Eighty-four percent of Americans buy free-from foods because they are seeking out more natural or less processed foods. In addition, Mintel’s research found 43 percent of consumers agree that free-from foods are more healthful than foods without a free-from claim, while another three in five (59 percent) believe the fewer ingredients a product has, the more healthful it is.
Among the top free-from claims consumers deem most important are trans-fat-free (78 percent) and preservative-free (71 percent), Mintel reported. GMO-free claims also rank high (58 percent).
In fact, consumer interest in GMO-free foods (cited by 37 percent of all respondents) outweighs interest in foods free from soy (22 percent), nuts/peanuts (20 percent) and eggs (17 percent).
Another popular free-from claim for consumers is sodium-free (57 percent).
“Fat-free may seem like a claim whose best days are behind it, but there is strong consumer interest in such free-from foods, especially trans-fat-free. No doubt owing to widespread concern about obesity in the U.S. and its related health consequences," said Billy Roberts, senior food and drink analyst with Mintel. "Health issues appear to be top of mind among U.S. consumers when seeking products bearing a free-from claim, including those related to heart health and allergies."
Millennials (60 percent) and generation X (55 percent) are much more likely than baby boomers (46 percent) to agree that they worry about potentially harmful ingredients in the food they buy, Mintel discovered from its research. However, only 37 percent of consumers overall agree that products with free-from claims warrant a higher price.
Health and nutritional reasons were cited by 70 percent of Americans as the reason they buy free-from foods. Still, personal wellbeing is not the only driving factor, Mintel noted. Consumers also believe free-from foods are closely tied to the health of the planet.
Cage-free and free-range claims are important to 43 percent of free-from food purchasers, with about one-quarter (23 percent) ranking such claims as one of their top three most important free-from claims.

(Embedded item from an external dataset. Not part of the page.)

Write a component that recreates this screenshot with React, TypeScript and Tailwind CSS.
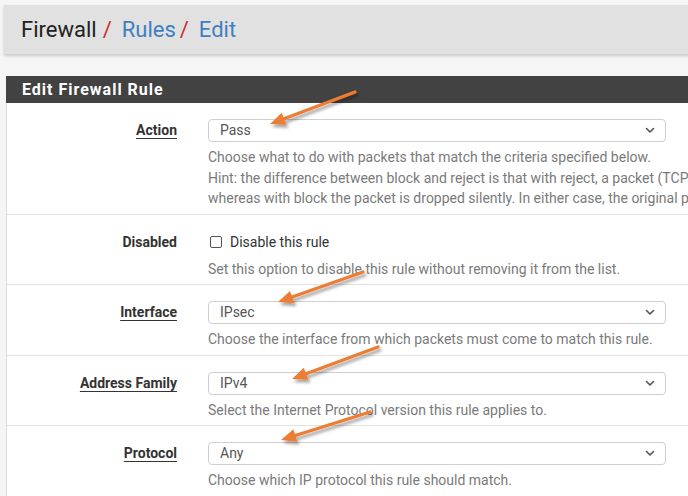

When comparing consumers’ view of free-from claims with environmental impact vs. claims such as trans-fat-free, environmental claims carry much less weight. Mintel's research, though, does show that 70 percent of Americans sometimes, often or always consider a company’s ethics when purchasing products. Furthermore, 56 percent of Americans have stopped buying a company’s products when they have perceived the company's actions as being unethical.